Fredy, uno de los comensales le preguntó a Lorenzo desde la cabecera opuesta de una mesa que parecía interminable, si le habían servido las baldosas para ciegos que instalaron en la peatonal Mendoza y en los alrededores de Tribunales. “Sí, sirven. Pero en la Mendoza, por ejemplo, en la misma línea de las baldosas para ciego están las alcantarillas... entonces se nos traban los bastones y es un peligro”, cuenta con una carcajada de resignación. También dio algunas recomendaciones: “cuando te acerqués a un ciego, a ayudarlo o a lo que sea, antes de tocarlo hablale.
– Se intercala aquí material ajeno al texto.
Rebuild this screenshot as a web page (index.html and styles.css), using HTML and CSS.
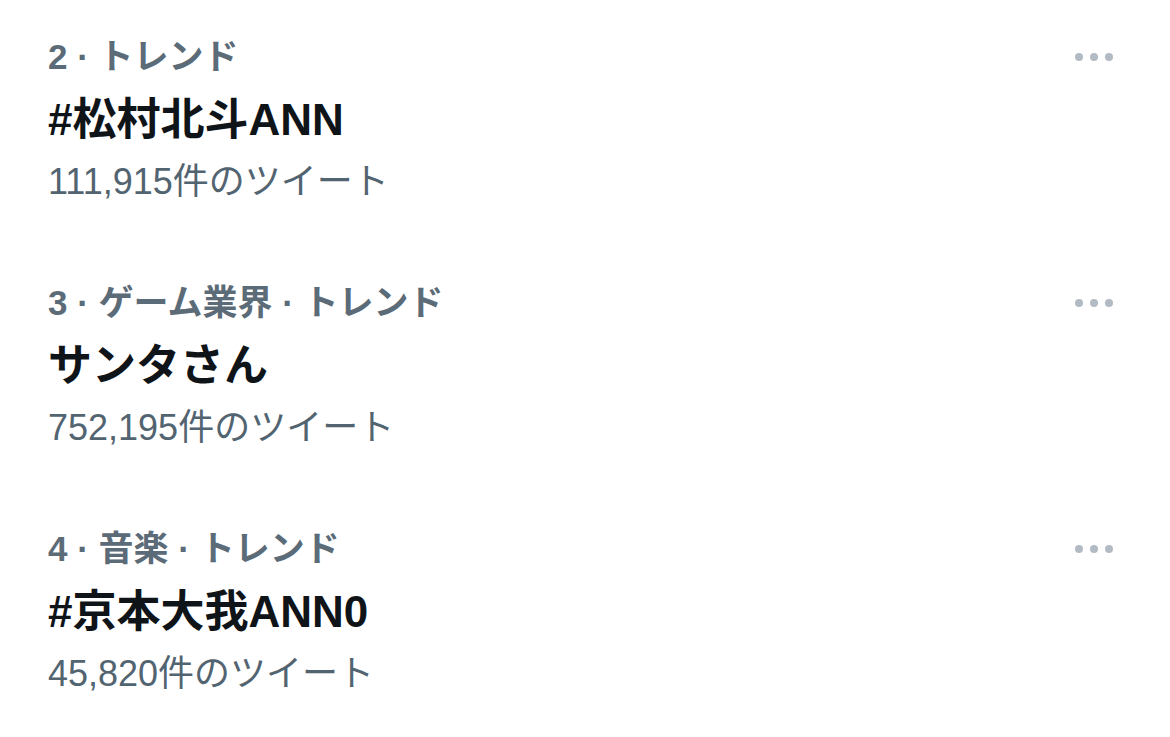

Los ciegos nos exaltamos cuando nos tocan de golpe, no porque tengamos el tacto superdesarrollado, sino porque no vemos y nos asustamos...”
De vuelta la luz
Después del postre -helado en capelinas- Hugo, el maestro de ceremonias que en varias ocasiones había puesto un alto al fuego a la balacera de preguntas a los anfitriones, anunció que se acercaba el final de la cena. Sólo algunos podían ver el desvaído cartel de “salida” del teatro. Esa puerta que una vez atravesada le devolvería las apariencias a los participantes, que haría retornar la luz y que cambiaría el lápiz con el que se dibujan las percepciones. En esa caja negra, onírica y enigmática, el plato principal fue un anzuelo que gustó morder para conocer de qué se trata el mundo de los ciegos.